Single by 10 Years

from the album Feeding the Wolves
- Released: February 1, 2011
- Recorded: 2010
- Length: 3:36
- Label: Universal Republic
- Songwriters: Dave Bassett, Lewis Cosby, Jesse Hasek, Ryan Johnson, Brian Vodinh
- Producer: Howard Benson

10 Years singles chronology
| "Shoot It Out" (2010) | "Fix Me" (2011) | "Now Is the Time (Ravenous)" (2011) |

= Fix Me (song) =

"Fix Me" is a song by American alternative metal band 10 Years, released as the second single from their fifth studio album, Feeding the Wolves (2010).

==Music video==

On June 17 and 18, the band shot a music video for "Fix Me" in Columbus, Ohio with production company Thunder Down Country. The video was released via YouTube on August 9, 2011.
The video depicts the band in a karaoke bar playing as various different characters.

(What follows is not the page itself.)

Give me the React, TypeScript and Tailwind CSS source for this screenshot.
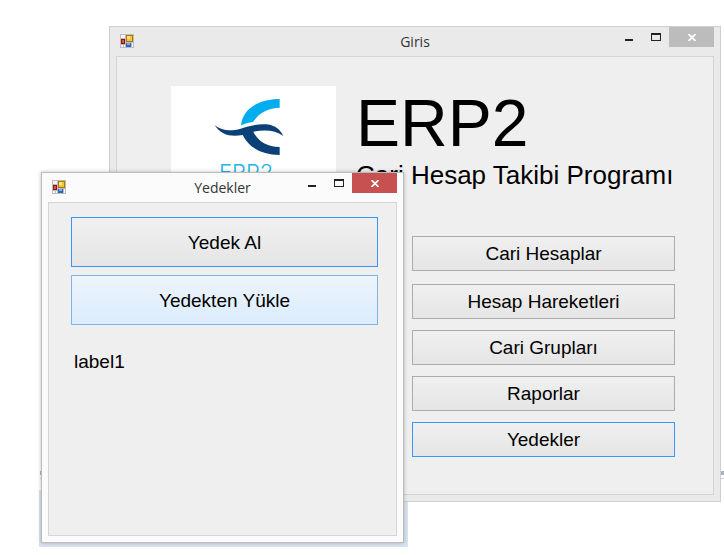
import type { ReactNode } from "react";

function AppIcon() {
  return (
    <svg width="14" height="14" viewBox="0 0 14 14" shapeRendering="crispEdges" aria-hidden="true">
      <rect width="14" height="14" fill="#bdbdbd" />
      <rect x="1" y="1" width="4" height="3" fill="#f4f4f4" />
      <rect x="1" y="11" width="2" height="2" fill="#f4f4f4" />
      <rect x="4" y="11" width="1" height="2" fill="#f4f4f4" />
      <rect x="12" y="9" width="1" height="4" fill="#f4f4f4" />
      <rect x="1" y="5" width="4" height="5" fill="#8e1410" />
      <rect x="2" y="6" width="2" height="3" fill="#d8584a" />
      <rect x="6" y="1" width="7" height="7" fill="#a87800" />
      <rect x="7" y="2" width="5" height="5" fill="#f5c531" />
      <rect x="7" y="2" width="3" height="3" fill="#fde58a" />
      <rect x="6" y="9" width="5" height="4" fill="#2f62c8" />
      <rect x="7" y="9" width="3" height="2" fill="#7fa8f0" />
    </svg>
  );
}

function Logo() {
  return (
    <div className="flex h-[140px] w-[165px] shrink-0 flex-col bg-white">
      <svg className="w-full" viewBox="0 0 495 222" aria-hidden="true">
        <path d="M326 39 V65 C292 66 264 80 246 108 C233 110 221 113 210 118 C214 72 258 39 326 39Z" fill="#00aeef" />
        <path
          d="M131 118 C154 136 181 135 209 128 C244 118 261 113 287 115 C314 118 328 132 337 150 C312 132 283 130 247 137 C260 166 288 182 326 183 V207 C270 206 233 184 215 147 C180 154 150 147 131 118Z"
          fill="#0c4178"
        />
      </svg>
      <span className="pl-12 font-['Inter',sans-serif] text-[22px] leading-6 font-light text-[#22b2ea]">ERP2</span>
    </div>
  );
}

type WindowProps = { title: string; active?: boolean; className: string; children: ReactNode };

function Window({ title, active = false, className, children }: WindowProps) {
  return (
    <section
      aria-label={title}
      className={
        "absolute border px-[6px] pb-[6px] " +
        (active
          ? "border-[#bcbcbc] bg-[#fbfbfb] shadow-[0_0_4px_rgba(0,0,0,0.25)] "
          : "border-[#cfcfcf] bg-[#eaeaea] ") +
        className
      }
    >
      <header className="grid h-[29px] grid-cols-[1fr_auto_1fr] items-start">
        <div className="pt-[7px] pl-1">
          <AppIcon />
        </div>
        <h2 className="pt-[5px] font-['Open_Sans','Noto_Sans',sans-serif] text-[14px] leading-5 text-[#333]">{title}</h2>
        <div className="flex justify-end">
          <button aria-label="Simge durumuna küçült" className="flex h-5 w-[27px] items-end justify-center pb-[6px]">
            <span className="h-[2px] w-2 bg-[#222]" />
          </button>
          <button aria-label="Ekranı kapla" className="flex h-5 w-[27px] items-end justify-center pb-[6px]">
            <span className="h-2 w-[10px] border border-t-2 border-[#222]" />
          </button>
          <button
            aria-label="Kapat"
            className={"flex h-5 w-[45px] items-center justify-center " + (active ? "bg-[#c75050]" : "bg-[#bcbcbc]")}
          >
            <svg width="8" height="7" viewBox="0 0 8 7" aria-hidden="true">
              <path d="M0.5 0 L7.5 7 M7.5 0 L0.5 7" stroke="#fff" strokeWidth="1.7" />
            </svg>
          </button>
        </div>
      </header>
      <div className="border border-[#d5d5d5] bg-[#efefef]">{children}</div>
    </section>
  );
}

const face = "block w-full border bg-linear-to-b text-[19px] leading-6 ";
const plain = "from-[#f0f0f0] to-[#e5e5e5] ";

function MenuButton({ label, focused = false }: { label: string; focused?: boolean }) {
  return (
    <button className={face + plain + "h-[35px] " + (focused ? "border-[#3399ff]" : "border-[#acacac]")}>{label}</button>
  );
}

export default function App() {
  return (
    <main className="relative min-h-screen w-full overflow-hidden bg-white font-['Liberation_Sans',Arial,sans-serif] text-black">
      <div className="absolute top-[471px] right-0 left-10 h-[8px] border-t-4 border-b border-t-[#aab4c6] border-b-[#cdd6e6]" />
      <div className="absolute top-[490px] left-[39px] h-[57px] w-[369px] bg-[#dae4f0]" />

      <Window title="Giris" className="top-[26px] right-[3px] left-[109px]">
        <div className="flex gap-5 pt-[29px] pl-[54px]">
          <Logo />
          <div className="whitespace-nowrap">
            <h1 className="text-[66px] leading-[74px]">ERP2</h1>
            <p className="text-[26px] leading-[30px]">Cari Hesap Takibi Programı</p>
          </div>
        </div>
        <nav className="mt-[10px] mr-[38px] mb-[37px] ml-auto flex w-[263px] flex-col gap-[11px]">
          <div className="pb-[2px]">
            <MenuButton label="Cari Hesaplar" />
          </div>
          <MenuButton label="Hesap Hareketleri" />
          <MenuButton label="Cari Grupları" />
          <MenuButton label="Raporlar" />
          <MenuButton label="Yedekler" focused />
        </nav>
      </Window>

      <Window title="Yedekler" active className="top-[172px] left-[41px] w-[363px]">
        <div className="flex flex-col gap-2 pt-[14px] pr-[18px] pb-[161px] pl-[22px]">
          <button className={face + plain + "h-[50px] border-[#3399ff] pt-[2px]"}>Yedek Al</button>
          <button className={face + "h-[50px] border-[#7eb4ea] from-[#ecf4fc] to-[#dcecfc] pt-[2px]"}>
            Yedekten Yükle
          </button>
          <p className="mt-[17px] pl-[3px] text-[19px] leading-6">label1</p>
        </div>
      </Window>
    </main>
  );
}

As the video continues, the characters get into a fight with one another.

==Charts==

| Chart (2011) | Peak position |
|---|---|
| US Rock Songs | 24 |
| US Alternative Songs | 30 |

==Certifications==

| Region | Certification | Certified units/sales |
| United States (RIAA) | Gold | 500,000^{‡} |
^{‡} Sales+streaming figures based on certification alone.